De Troas, Ignace écrivit trois lettres adressées à deux églises et à un évêque qu’il avait personnellement visités : aux églises de Philadelphie et de Smyrne, et à l’évêque Polycarpe. A ses recommandations ordinaires sur le dogme et la discipline, s’ajoute maintenant un thème nouveau qui lui est inspiré par son zèle ardent pour sa chère église d’Antioche : il exprime le plus vif désir de voir les diverses églises envoyer en Syrie des délégués ou au moins des lettres pour encourager les chrétiens d’Antioche et les féliciter de la paix enfin recouvrée. Il se disposait à écrire à ce sujet à toutes les églises qu’il connaissait, quand un ordre subit d’embarquement vint traverser son pieux dessein ; il n’eut que le temps d’écrire à Polycarpe, pour lui confier l’exécution de son projet.

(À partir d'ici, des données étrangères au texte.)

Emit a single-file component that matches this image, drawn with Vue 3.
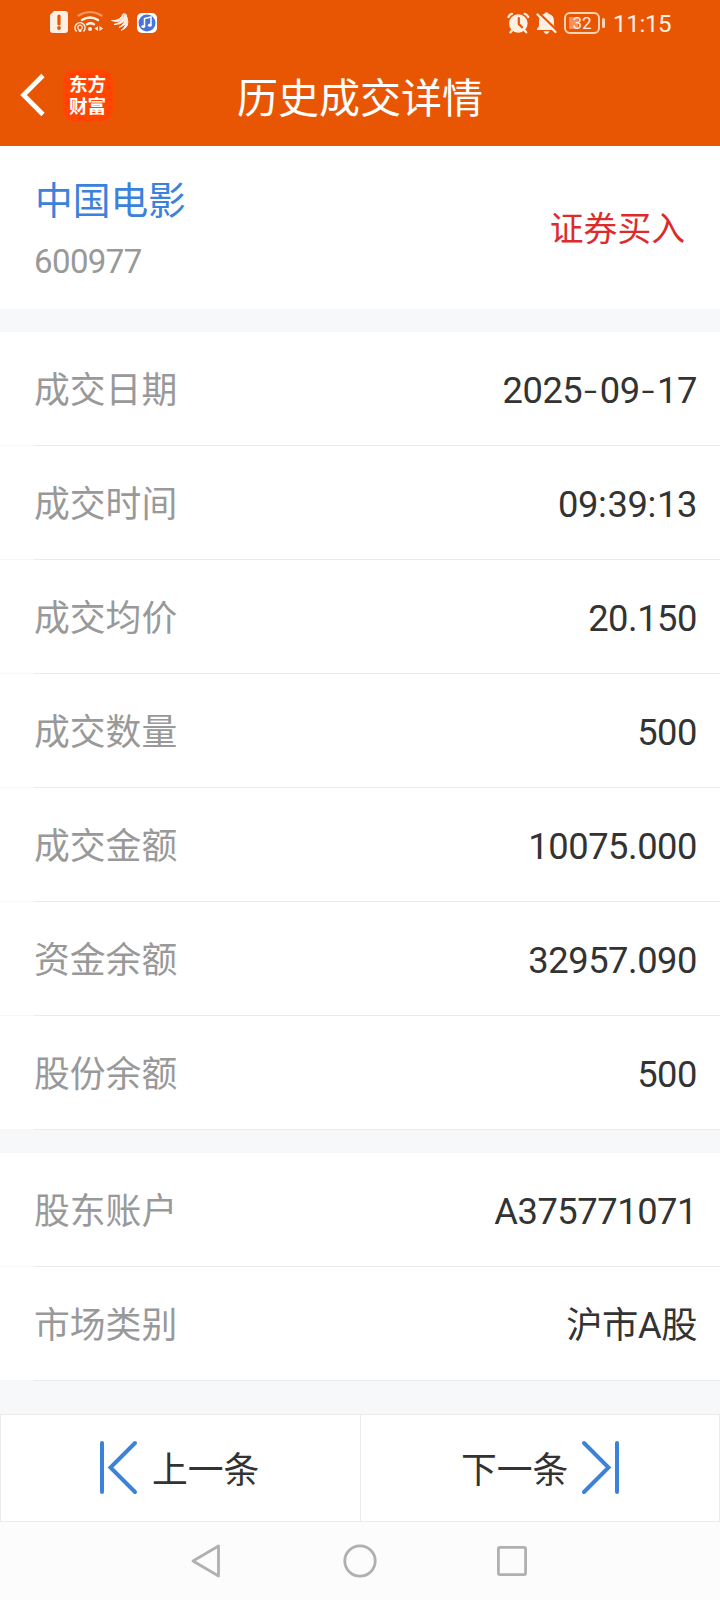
<script setup>
const trade = [
  ['成交日期', '2025-09-17'],
  ['成交时间', '09:39:13'],
  ['成交均价', '20.150'],
  ['成交数量', '500'],
  ['成交金额', '10075.000'],
  ['资金余额', '32957.090'],
  ['股份余额', '500'],
]
const account = [
  ['股东账户', 'A375771071'],
  ['市场类别', '沪市A股'],
]
const groups = [trade, account]
const parts = (v) => v.split(/([-:])/)
</script>

<template>
  <div class="screen">
    <header class="top">
      <div class="status">
        <svg class="left-icons" width="120" height="30" viewBox="45 8 120 30">
          <path d="M54 11h11q3 0 3 3v16q0 3-3 3H53q-3 0-3-3V15z" fill="#fff0e6" />
          <path d="M59 16v8" stroke="#e95603" stroke-width="3.2" stroke-linecap="round" />
          <circle cx="59" cy="28" r="1.9" fill="#e95603" />
          <g fill="none" stroke="#fff0e6" stroke-linecap="round">
            <path d="M78.500 15.500q11.500-7 23 0" stroke-width="2.200" opacity=".45" />
            <path d="M82 20q8-5 16 0" stroke-width="2.400" />
            <path d="M87 24.200q3.500-2 7 0" stroke-width="2.400" />
            <path d="M76.200 31a5 5 0 1 1 7.600 0" stroke-width="1.500" />
            <path d="M78.400 29a2.200 2.200 0 1 1 3.200 0" stroke-width="1.200" />
          </g>
          <circle cx="80" cy="30.500" r="1.600" fill="#fff0e6" />
          <circle cx="90" cy="29" r="2" fill="#fff0e6" />
          <path d="M98 26v5l-3.500-2.500zM99.500 26v5l3.500-2.500z" fill="#fff0e6" />
          <path d="M111.500 20.500q8 1 12-7-1 11-12 7zM114 24.500q9-2 11-11 2 11-11 11zM119 27.500q7-4 7-13 4.500 9-7 13zM121 30.500q6-4 5.500-13 4.500 9-5.500 13z" fill="#fff0e6" stroke="#fff0e6" stroke-width="1" />
          <rect x="137" y="13" width="20" height="20" rx="5" fill="#fff" />
          <circle cx="147" cy="23" r="8.500" fill="#4a73dc" />
          <path d="M144.500 26.500v-8l6.500-1.500v8" fill="none" stroke="#fff" stroke-width="1.500" />
          <ellipse cx="143.300" cy="26.500" rx="1.900" ry="1.600" fill="#fff" />
          <ellipse cx="149.800" cy="25.200" rx="1.900" ry="1.600" fill="#fff" />
        </svg>
        <div class="right-status">
          <svg width="52" height="24" viewBox="506 11 52 24">
            <circle cx="518.300" cy="23.500" r="9.300" fill="#fff0e6" />
            <path d="M508.500 17q1-2.500 3.500-3.200M528.200 17q-1-2.500-3.500-3.200M512.500 30l-2 2.300M524.200 30l2 2.300" fill="none" stroke="#fff0e6" stroke-width="2.200" stroke-linecap="round" />
            <path d="M518.800 18v6l3.200 3.300" fill="none" stroke="#e95603" stroke-width="2.200" stroke-linecap="round" />
            <path d="M537 30v-1.200q2-1.300 2-3.800v-4q0-6 5.500-7.200 0-1.600 2-1.600t2 1.600Q554 15 554 21v4q0 2.500 2 3.800V30z" fill="#fff0e6" />
            <path d="M543.500 31.300h6q-1 2.600-3 2.600t-3-2.600z" fill="#fff0e6" />
            <path d="M538.500 12.500L558 31.500" stroke="#e95603" stroke-width="2.400" />
            <path d="M537.500 14.500L555.500 32" stroke="#fff0e6" stroke-width="2.200" stroke-linecap="round" />
          </svg>
          <div class="battery"><span>32</span></div>
          <i class="tip"></i>
          <span class="clock">11:15</span>
        </div>
      </div>
      <div class="titlebar">
        <svg class="back" width="28" height="44" viewBox="0 0 28 44">
          <path d="M24 2.500L4.500 22 24 41.500" fill="none" stroke="#fff" stroke-width="4.600" />
        </svg>
        <div class="logo">东方财富</div>
        <h1>历史成交详情</h1>
      </div>
    </header>

    <section class="stock">
      <div>
        <div class="name">中国电影</div>
        <div class="code">600977</div>
      </div>
      <div class="side">证券买入</div>
    </section>

    <section v-for="(g, i) in groups" :key="i" class="group">
      <div v-for="[label, value] in g" :key="label" class="row">
        <span class="label">{{ label }}</span>
        <span class="value"><span v-for="(p, j) in parts(value)" :key="j" :class="{ dash: p === '-', colon: p === ':' }">{{ p }}</span></span>
      </div>
    </section>

    <div class="pager">
      <div class="cell prev">
        <svg width="40" height="56" viewBox="0 0 40 56">
          <path d="M4 3v49M37 3L12.500 27.500 37 52" fill="none" stroke="#3b82da" stroke-width="4" stroke-linecap="round" />
        </svg>
        <span>上一条</span>
      </div>
      <div class="cell next">
        <span>下一条</span>
        <svg width="40" height="56" viewBox="0 0 40 56">
          <path d="M36 3v49M3 3l24.500 24.500L3 52" fill="none" stroke="#3b82da" stroke-width="4" stroke-linecap="round" />
        </svg>
      </div>
    </div>

    <nav class="nav">
      <svg width="720" height="78" viewBox="0 1522 720 78" fill="none" stroke="#b0b0b0" stroke-width="2.800" stroke-linejoin="round">
        <path d="M218.500 1546v30L193 1561z" />
        <circle cx="360" cy="1561" r="15.200" />
        <rect x="498.400" y="1547.400" width="27.200" height="27.200" rx="1.500" />
      </svg>
    </nav>
  </div>
</template>

<style>
body { margin: 0; background: #f6f8fa; }
</style>

<style scoped>
.screen { width: 720px; height: 1600px; overflow: hidden; display: flex; flex-direction: column; background: #f6f8fa; font-family: Roboto, "Noto Sans CJK SC", sans-serif; color: #333; }
.top { height: 146px; background: #e95603; color: #fff; }
.status { height: 46px; display: flex; justify-content: space-between; box-sizing: border-box; padding: 8px 0 0 45px; }
.right-status { display: flex; align-items: center; height: 30px; width: 214px; color: #fff0e6; }
.battery { box-sizing: border-box; width: 36px; height: 22px; margin-left: 6px; border: 2px solid #ffd3b5; border-radius: 6px; display: flex; align-items: center; justify-content: center; font-size: 17px; line-height: 18px; background: linear-gradient(90deg, transparent 3px, #f59158 3px 12px, transparent 12px) 0 3px / 100% 12px no-repeat; }
.tip { width: 3px; height: 10px; margin-left: 2px; border-radius: 2px; background: #ffd3b5; }
.clock { margin-left: 8px; font-size: 24px; letter-spacing: -0.300px; line-height: 30px; padding-top: 2px; }
.titlebar { height: 100px; display: grid; grid-template-columns: 63px 51px 492px 114px; align-items: center; }
.back { margin-left: 19px; margin-top: -2px; }
.logo { box-sizing: border-box; width: 50px; height: 51px; margin-top: -1px; border-radius: 11px; background: #ff4500; padding: 2px 6px 0; font: 700 18.600px/22px "Noto Sans CJK SC", sans-serif; word-break: break-all; }
h1 { margin: -2px 0 0; text-align: center; font-size: 41px; line-height: 60px; font-weight: 400; font-family: "Noto Sans CJK SC", sans-serif; }
.stock { height: 163px; box-sizing: border-box; background: #fff; padding: 29px 35px 0 35px; display: flex; justify-content: space-between; margin-bottom: 23px; }
.name { font-size: 37.700px; line-height: 52px; color: #3b82da; }
.code { margin-top: 10px; font-size: 33px; line-height: 50px; letter-spacing: -0.600px; margin-left: -1px; color: #999; }
.side { padding-top: 30px; font-size: 33.800px; line-height: 50px; color: #dd2b2b; }
.group { margin-bottom: 23px; }
.row { height: 114px; box-sizing: border-box; display: flex; align-items: center; justify-content: space-between; padding: 3px 23px 0 34px; background: linear-gradient(#ebebeb, #ebebeb) 34px 100% / 100% 1px no-repeat, linear-gradient(#f8f8f8, #f8f8f8) 0 100% / 34px 1px no-repeat, #fff; font-size: 36.300px; line-height: 54px; }
.label { color: #999; font-family: "Noto Sans CJK SC", sans-serif; font-size: 35.800px; margin-top: -8px; }
.value { letter-spacing: -0.450px; white-space: nowrap; }
.dash { font-family: Inter, sans-serif; font-weight: 300; letter-spacing: 1px; }
.colon { letter-spacing: 0.800px; }
.pager { margin-top: 10px; height: 108px; box-sizing: border-box; border: 1px solid #ebebeb; background: #fff; display: grid; grid-template-columns: 360px 358px; font: 35.800px/54px "Noto Sans CJK SC", sans-serif; }
.cell { display: flex; align-items: center; gap: 14px; }
.cell span { margin-top: -3px; }
.prev { padding-left: 97px; border-right: 1px solid #ebebeb; box-sizing: border-box; }
.next { padding-left: 100px; box-sizing: border-box; gap: 13px; }
.nav { height: 78px; background: #fcfcfc; }
.nav svg { display: block; }
</style>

De Troas, le convoi se rendit par mer à Néapolis, point de départ de la voie Egnatia qui, passant par Philippes et Thessalonique, traversait toute la Macédoine pour aboutir à Dyrrachium (Durazzo) sur l’Adriatique : c’est évidemment la route qu’on fit suivre aux prisonniers. Leur troupe venait de se grossir de plusieurs autres chrétiens, dirigés sur Rome dans les mêmes conditions qu’Ignace ; les noms de deux d’entre eux, Zosime et Rufus, nous sont connus par l’épître de Polycarpe (9.1). Les chrétiens de Philippes reçurent les martyrs avec la plus touchante charité, et les escortèrent jusqu’à une certaine distance de leur ville ; (Philipp.13.1). Ignace avait engagé les Philippiens à envoyer, eux aussi, une lettre de félicitations aux chrétiens d’Antioche. Les Philippiens écrivirent à Polycarpe pour le prier de faire porter leur lettre en Syrie par son propre messager (Philip.13.1) ; ils lui demandaient en même temps de leur communiquer toutes les épîtres d’Ignace qu’il pouvait avoir en sa possession. Polycarpe les joignit à la lettre qu’il leur écrivit en réponse et que nous possédons encore ; c’est peut-être à cette requête des Philippiens que nous devons la conservation de la correspondance du saint martyr.
Ici, le rideau tombe sur la carrière d’Ignace ; dans le silence de l’histoire, c’est la légende qui va s’emparer de ses derniers jours et composer les Actes de son martyre, ceux de Rome et ceux d’Antioche.